→ Task details
Exactly repeat the material, dropping every picture from the copy.

───── Data lines

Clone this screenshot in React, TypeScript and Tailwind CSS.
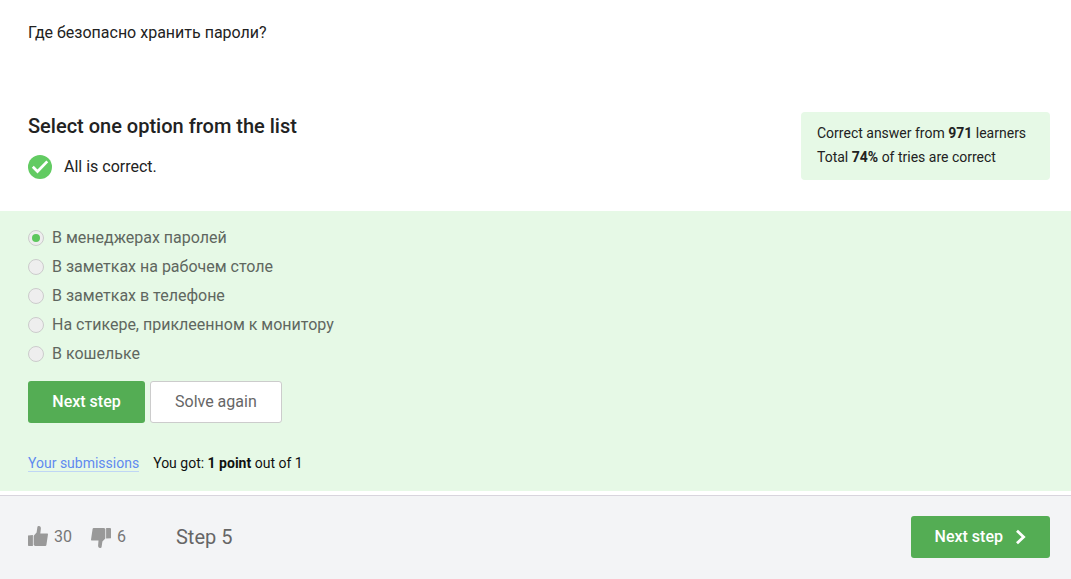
import { useState } from "react";

const options = [
  "В менеджерах паролей",
  "В заметках на рабочем столе",
  "В заметках в телефоне",
  "На стикере, приклеенном к монитору",
  "В кошельке",
];

function CheckBadge() {
  return (
    <svg className="size-6 shrink-0" viewBox="0 0 24 24" aria-hidden="true">
      <circle cx="12" cy="12" r="12" fill="#62cb62" />
      <path d="M4.8 11.8l4.7 4.7 9.8-10.1" fill="none" stroke="#fff" strokeWidth="2.7" />
    </svg>
  );
}

function ThumbUp() {
  return (
    <svg className="h-[22px] w-5" viewBox="0 0 20 22" fill="#999" aria-hidden="true">
      <path d="M0 9.5l4.9-.4V20H.6L0 19.5z" />
      <path d="M5.7 9.8L8.6 6.6 9.4 1C9.5.3 10.2 0 11 0c1.3 0 1.9 1 1.9 2.4l-.6 5.2h7.1c.4 0 .6.3.6.7L18.4 18.9c-.1.7-.5 1-1 1H7l-1.3-.8z" />
    </svg>
  );
}

function ThumbDown() {
  return (
    <svg className="h-[22px] w-5" viewBox="0 0 20 22" fill="#999" aria-hidden="true">
      <path d="M15.1 2h4.4l.5.5v9.8l-4.9.3z" />
      <path d="M14.3 12.4l-2.9 3.2-.8 5.3c-.1.7-.8 1.1-1.6 1.1-1.3 0-1.9-1-1.9-2.4l.4-5.1H.6c-.4 0-.6-.3-.6-.7L1.6 3c.1-.7.5-1 1-1H13l1.3.8z" />
    </svg>
  );
}

export default function App() {
  const [selected, setSelected] = useState(0);

  return (
    <div className="flex min-h-screen flex-col bg-white font-[Roboto,sans-serif] text-base text-[#222]">
      <main>
        <p className="px-7 pt-[21px] leading-6">Где безопасно хранить пароли?</p>

        <section className="mt-[67px] flex items-start justify-between pr-[21px] pl-7">
          <div>
            <h2 className="text-xl leading-7 font-medium">Select one option from the list</h2>
            <div className="mt-[15px] flex items-center gap-3">
              <CheckBadge />
              <span>All is correct.</span>
            </div>
          </div>
          <div className="min-w-[249px] rounded bg-[#e6f9e6] px-4 pt-[9px] pb-[11px] text-sm leading-6">
            <p>
              Correct answer from <b className="font-bold">971</b> learners
            </p>
            <p>
              Total <b className="font-bold">74%</b> of tries are correct
            </p>
          </div>
        </section>

        <section className="mt-[31px] bg-[#e6f9e6] px-7 pt-3 pb-4">
          <div role="radiogroup" aria-label="Select one option from the list">
            {options.map((option, index) => (
              <label key={option} className="flex h-[29px] items-center gap-2 text-[#5f675f]">
                <input
                  type="radio"
                  name="answer"
                  checked={selected === index}
                  onChange={() => setSelected(index)}
                  className="grid size-4 appearance-none place-items-center rounded-full border border-[#ccc] bg-[#eee] before:size-2 before:rounded-full before:content-[''] checked:before:bg-[#5dc75d]"
                />
                {option}
              </label>
            ))}
          </div>

          <div className="mt-[13px] flex gap-[5px]">
            <button className="h-[42px] min-w-[117px] rounded-[3px] bg-[#54ad54] px-6 font-medium text-white">
              Next step
            </button>
            <button className="h-[42px] rounded-[3px] border border-[#ccc] bg-white px-6 text-[#666]">
              Solve again
            </button>
          </div>

          <div className="mt-7 flex items-center gap-[14px] text-sm leading-6 text-[#111]">
            <a href="#submissions" className="border-b border-[#bfd6f5] leading-4 text-[#5f8af0]">
              Your submissions
            </a>
            <p>
              You got: <b className="font-bold">1 point</b> out of 1
            </p>
          </div>
        </section>
      </main>

      <footer className="mt-1 flex flex-1 items-start justify-between border-t border-[#d8d5dd] bg-[#f3f4f6] pt-5 pr-[21px] pl-7 text-[#777]">
        <div className="flex h-[42px] items-center">
          <button className="flex items-center gap-[6px]" aria-label="Like, 30">
            <ThumbUp />
            30
          </button>
          <button className="ml-[19px] flex items-center gap-[6px]" aria-label="Dislike, 6">
            <ThumbDown />
            6
          </button>
          <span className="ml-[50px] text-xl text-[#666]">Step 5</span>
        </div>
        <button className="flex h-[42px] items-center gap-3 rounded-[3px] bg-[#54ad54] px-6 font-medium text-white">
          Next step
          <svg className="h-4 w-[11px]" viewBox="0 0 11 16" aria-hidden="true">
            <path d="M2 1.8l6.6 6.2L2 14.2" fill="none" stroke="#fff" strokeWidth="2.8" />
          </svg>
        </button>
      </footer>
    </div>
  );
}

──────────

→ Exercise output
Clone this screenshot in React, TypeScript and Tailwind CSS.
import { useState } from "react";

const options = [
  "В менеджерах паролей",
  "В заметках на рабочем столе",
  "В заметках в телефоне",
  "На стикере, приклеенном к монитору",
  "В кошельке",
];

function CheckBadge() {
  return (
    <svg className="size-6 shrink-0" viewBox="0 0 24 24" aria-hidden="true">
      <circle cx="12" cy="12" r="12" fill="#62cb62" />
      <path d="M4.8 11.8l4.7 4.7 9.8-10.1" fill="none" stroke="#fff" strokeWidth="2.7" />
    </svg>
  );
}

function ThumbUp() {
  return (
    <svg className="h-[22px] w-5" viewBox="0 0 20 22" fill="#999" aria-hidden="true">
      <path d="M0 9.5l4.9-.4V20H.6L0 19.5z" />
      <path d="M5.7 9.8L8.6 6.6 9.4 1C9.5.3 10.2 0 11 0c1.3 0 1.9 1 1.9 2.4l-.6 5.2h7.1c.4 0 .6.3.6.7L18.4 18.9c-.1.7-.5 1-1 1H7l-1.3-.8z" />
    </svg>
  );
}

function ThumbDown() {
  return (
    <svg className="h-[22px] w-5" viewBox="0 0 20 22" fill="#999" aria-hidden="true">
      <path d="M15.1 2h4.4l.5.5v9.8l-4.9.3z" />
      <path d="M14.3 12.4l-2.9 3.2-.8 5.3c-.1.7-.8 1.1-1.6 1.1-1.3 0-1.9-1-1.9-2.4l.4-5.1H.6c-.4 0-.6-.3-.6-.7L1.6 3c.1-.7.5-1 1-1H13l1.3.8z" />
    </svg>
  );
}

export default function App() {
  const [selected, setSelected] = useState(0);

  return (
    <div className="flex min-h-screen flex-col bg-white font-[Roboto,sans-serif] text-base text-[#222]">
      <main>
        <p className="px-7 pt-[21px] leading-6">Где безопасно хранить пароли?</p>

        <section className="mt-[67px] flex items-start justify-between pr-[21px] pl-7">
          <div>
            <h2 className="text-xl leading-7 font-medium">Select one option from the list</h2>
            <div className="mt-[15px] flex items-center gap-3">
              <CheckBadge />
              <span>All is correct.</span>
            </div>
          </div>
          <div className="min-w-[249px] rounded bg-[#e6f9e6] px-4 pt-[9px] pb-[11px] text-sm leading-6">
            <p>
              Correct answer from <b className="font-bold">971</b> learners
            </p>
            <p>
              Total <b className="font-bold">74%</b> of tries are correct
            </p>
          </div>
        </section>

        <section className="mt-[31px] bg-[#e6f9e6] px-7 pt-3 pb-4">
          <div role="radiogroup" aria-label="Select one option from the list">
            {options.map((option, index) => (
              <label key={option} className="flex h-[29px] items-center gap-2 text-[#5f675f]">
                <input
                  type="radio"
                  name="answer"
                  checked={selected === index}
                  onChange={() => setSelected(index)}
                  className="grid size-4 appearance-none place-items-center rounded-full border border-[#ccc] bg-[#eee] before:size-2 before:rounded-full before:content-[''] checked:before:bg-[#5dc75d]"
                />
                {option}
              </label>
            ))}
          </div>

          <div className="mt-[13px] flex gap-[5px]">
            <button className="h-[42px] min-w-[117px] rounded-[3px] bg-[#54ad54] px-6 font-medium text-white">
              Next step
            </button>
            <button className="h-[42px] rounded-[3px] border border-[#ccc] bg-white px-6 text-[#666]">
              Solve again
            </button>
          </div>

          <div className="mt-7 flex items-center gap-[14px] text-sm leading-6 text-[#111]">
            <a href="#submissions" className="border-b border-[#bfd6f5] leading-4 text-[#5f8af0]">
              Your submissions
            </a>
            <p>
              You got: <b className="font-bold">1 point</b> out of 1
            </p>
          </div>
        </section>
      </main>

      <footer className="mt-1 flex flex-1 items-start justify-between border-t border-[#d8d5dd] bg-[#f3f4f6] pt-5 pr-[21px] pl-7 text-[#777]">
        <div className="flex h-[42px] items-center">
          <button className="flex items-center gap-[6px]" aria-label="Like, 30">
            <ThumbUp />
            30
          </button>
          <button className="ml-[19px] flex items-center gap-[6px]" aria-label="Dislike, 6">
            <ThumbDown />
            6
          </button>
          <span className="ml-[50px] text-xl text-[#666]">Step 5</span>
        </div>
        <button className="flex h-[42px] items-center gap-3 rounded-[3px] bg-[#54ad54] px-6 font-medium text-white">
          Next step
          <svg className="h-4 w-[11px]" viewBox="0 0 11 16" aria-hidden="true">
            <path d="M2 1.8l6.6 6.2L2 14.2" fill="none" stroke="#fff" strokeWidth="2.8" />
          </svg>
        </button>
      </footer>
    </div>
  );
}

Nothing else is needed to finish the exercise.